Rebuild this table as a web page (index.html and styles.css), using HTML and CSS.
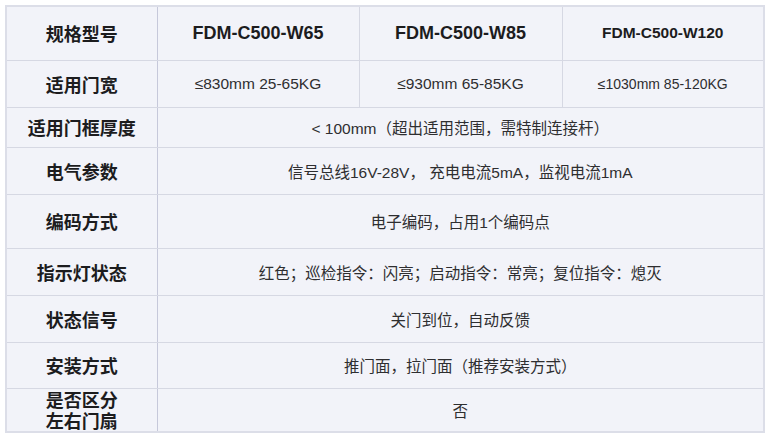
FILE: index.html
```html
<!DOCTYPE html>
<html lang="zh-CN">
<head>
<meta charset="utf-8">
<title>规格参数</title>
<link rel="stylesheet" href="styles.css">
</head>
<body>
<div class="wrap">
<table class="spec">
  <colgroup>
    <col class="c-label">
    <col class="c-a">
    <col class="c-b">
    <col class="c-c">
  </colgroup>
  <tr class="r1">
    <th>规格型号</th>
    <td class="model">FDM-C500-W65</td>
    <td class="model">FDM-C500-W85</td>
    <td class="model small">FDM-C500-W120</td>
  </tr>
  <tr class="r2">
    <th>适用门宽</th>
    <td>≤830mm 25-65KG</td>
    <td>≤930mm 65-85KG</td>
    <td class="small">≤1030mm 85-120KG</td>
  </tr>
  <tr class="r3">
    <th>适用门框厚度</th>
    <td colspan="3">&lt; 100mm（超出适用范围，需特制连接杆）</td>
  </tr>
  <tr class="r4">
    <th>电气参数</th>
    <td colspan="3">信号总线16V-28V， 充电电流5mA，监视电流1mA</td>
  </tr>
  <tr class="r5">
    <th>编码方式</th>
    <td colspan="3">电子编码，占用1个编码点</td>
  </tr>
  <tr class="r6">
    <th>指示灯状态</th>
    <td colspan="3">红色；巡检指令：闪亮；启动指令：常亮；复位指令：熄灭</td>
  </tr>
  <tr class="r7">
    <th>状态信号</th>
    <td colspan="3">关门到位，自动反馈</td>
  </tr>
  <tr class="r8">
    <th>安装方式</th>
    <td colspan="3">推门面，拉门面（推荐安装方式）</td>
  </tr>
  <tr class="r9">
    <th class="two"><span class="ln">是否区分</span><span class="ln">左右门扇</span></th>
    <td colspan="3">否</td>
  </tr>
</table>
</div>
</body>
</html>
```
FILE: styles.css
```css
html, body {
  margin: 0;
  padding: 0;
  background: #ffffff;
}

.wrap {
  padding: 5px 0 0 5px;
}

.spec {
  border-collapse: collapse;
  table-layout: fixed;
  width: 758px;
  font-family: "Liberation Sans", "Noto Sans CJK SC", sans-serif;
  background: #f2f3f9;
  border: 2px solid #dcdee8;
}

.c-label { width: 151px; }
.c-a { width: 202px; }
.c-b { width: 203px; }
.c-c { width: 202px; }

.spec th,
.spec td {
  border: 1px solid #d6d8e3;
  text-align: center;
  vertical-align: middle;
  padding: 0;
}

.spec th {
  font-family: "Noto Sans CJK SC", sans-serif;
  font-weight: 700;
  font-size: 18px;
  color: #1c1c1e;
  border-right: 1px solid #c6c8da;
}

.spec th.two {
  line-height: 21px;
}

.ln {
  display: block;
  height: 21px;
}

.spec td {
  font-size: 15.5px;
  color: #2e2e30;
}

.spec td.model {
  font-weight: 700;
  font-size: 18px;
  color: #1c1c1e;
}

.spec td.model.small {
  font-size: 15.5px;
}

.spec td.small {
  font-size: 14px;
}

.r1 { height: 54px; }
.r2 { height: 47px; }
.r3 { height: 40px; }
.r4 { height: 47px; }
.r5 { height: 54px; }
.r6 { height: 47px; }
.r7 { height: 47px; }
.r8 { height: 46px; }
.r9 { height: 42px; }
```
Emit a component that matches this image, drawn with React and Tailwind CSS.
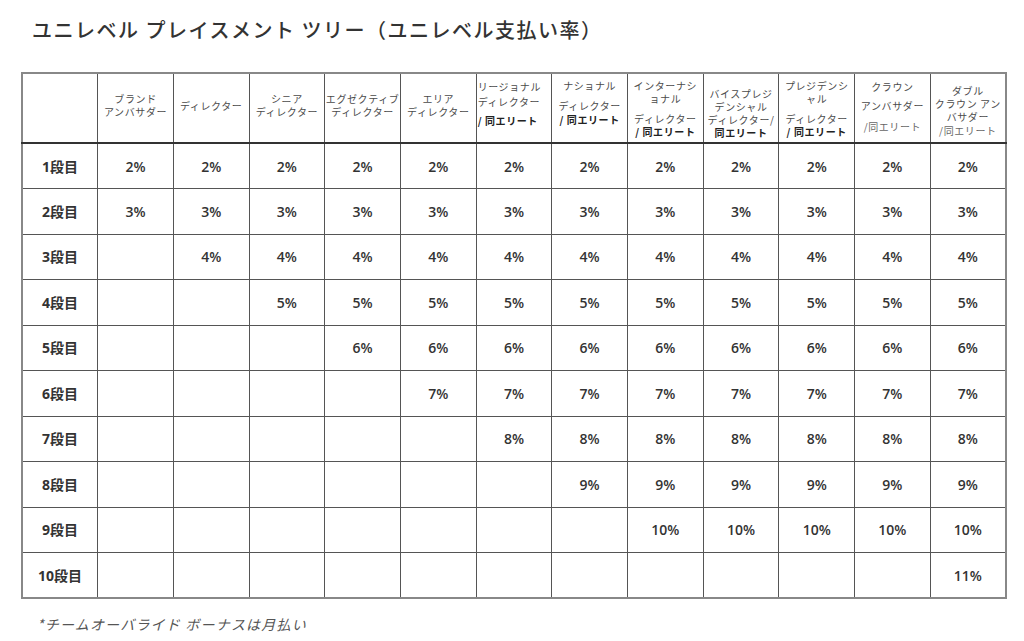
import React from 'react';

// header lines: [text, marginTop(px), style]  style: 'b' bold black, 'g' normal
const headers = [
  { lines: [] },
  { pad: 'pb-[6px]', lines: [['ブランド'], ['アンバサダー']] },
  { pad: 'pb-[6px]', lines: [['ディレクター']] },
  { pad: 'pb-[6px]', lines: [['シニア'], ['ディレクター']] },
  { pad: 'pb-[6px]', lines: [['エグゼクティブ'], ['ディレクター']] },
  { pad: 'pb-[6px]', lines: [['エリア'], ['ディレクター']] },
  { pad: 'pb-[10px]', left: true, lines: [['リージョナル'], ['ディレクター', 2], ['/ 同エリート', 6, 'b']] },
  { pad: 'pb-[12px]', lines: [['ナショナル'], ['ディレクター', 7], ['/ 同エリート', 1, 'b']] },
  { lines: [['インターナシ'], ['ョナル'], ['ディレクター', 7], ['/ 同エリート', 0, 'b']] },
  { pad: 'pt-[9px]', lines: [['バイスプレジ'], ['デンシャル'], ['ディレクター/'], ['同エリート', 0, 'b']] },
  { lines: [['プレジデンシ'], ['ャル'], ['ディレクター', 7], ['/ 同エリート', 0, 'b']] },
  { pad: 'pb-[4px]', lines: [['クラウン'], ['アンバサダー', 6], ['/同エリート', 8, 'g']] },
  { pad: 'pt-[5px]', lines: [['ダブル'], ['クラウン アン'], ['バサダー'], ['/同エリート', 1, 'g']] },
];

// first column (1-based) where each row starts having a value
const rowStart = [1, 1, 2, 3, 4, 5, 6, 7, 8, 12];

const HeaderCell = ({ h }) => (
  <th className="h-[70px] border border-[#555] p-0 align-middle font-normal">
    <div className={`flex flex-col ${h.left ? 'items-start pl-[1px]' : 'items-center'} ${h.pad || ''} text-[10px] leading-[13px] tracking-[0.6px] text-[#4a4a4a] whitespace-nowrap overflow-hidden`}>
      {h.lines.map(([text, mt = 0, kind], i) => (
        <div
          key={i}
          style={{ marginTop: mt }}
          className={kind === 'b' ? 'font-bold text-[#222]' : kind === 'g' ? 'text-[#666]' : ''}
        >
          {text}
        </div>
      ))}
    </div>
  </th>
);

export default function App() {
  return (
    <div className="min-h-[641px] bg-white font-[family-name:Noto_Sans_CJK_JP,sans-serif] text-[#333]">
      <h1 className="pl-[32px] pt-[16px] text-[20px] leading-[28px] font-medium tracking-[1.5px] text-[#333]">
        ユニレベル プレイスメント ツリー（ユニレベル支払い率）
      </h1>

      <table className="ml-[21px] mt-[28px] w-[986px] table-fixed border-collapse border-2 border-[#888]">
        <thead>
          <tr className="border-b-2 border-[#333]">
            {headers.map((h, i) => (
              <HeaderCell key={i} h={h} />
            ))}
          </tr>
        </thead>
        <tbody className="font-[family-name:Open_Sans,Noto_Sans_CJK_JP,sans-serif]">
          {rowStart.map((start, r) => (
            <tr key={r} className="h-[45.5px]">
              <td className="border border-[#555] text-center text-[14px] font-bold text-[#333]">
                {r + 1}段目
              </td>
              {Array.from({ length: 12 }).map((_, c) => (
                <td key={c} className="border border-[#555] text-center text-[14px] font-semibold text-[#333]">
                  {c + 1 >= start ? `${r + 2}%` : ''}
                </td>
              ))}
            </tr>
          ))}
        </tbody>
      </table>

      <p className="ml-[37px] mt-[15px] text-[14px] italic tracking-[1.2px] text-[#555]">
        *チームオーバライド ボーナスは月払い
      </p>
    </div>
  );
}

——————

Work to do: Collect every line above that contains the word "index".

Answer in full:
Rebuild this table as a web page (index.html and styles.css), using HTML and CSS.
FILE: index.html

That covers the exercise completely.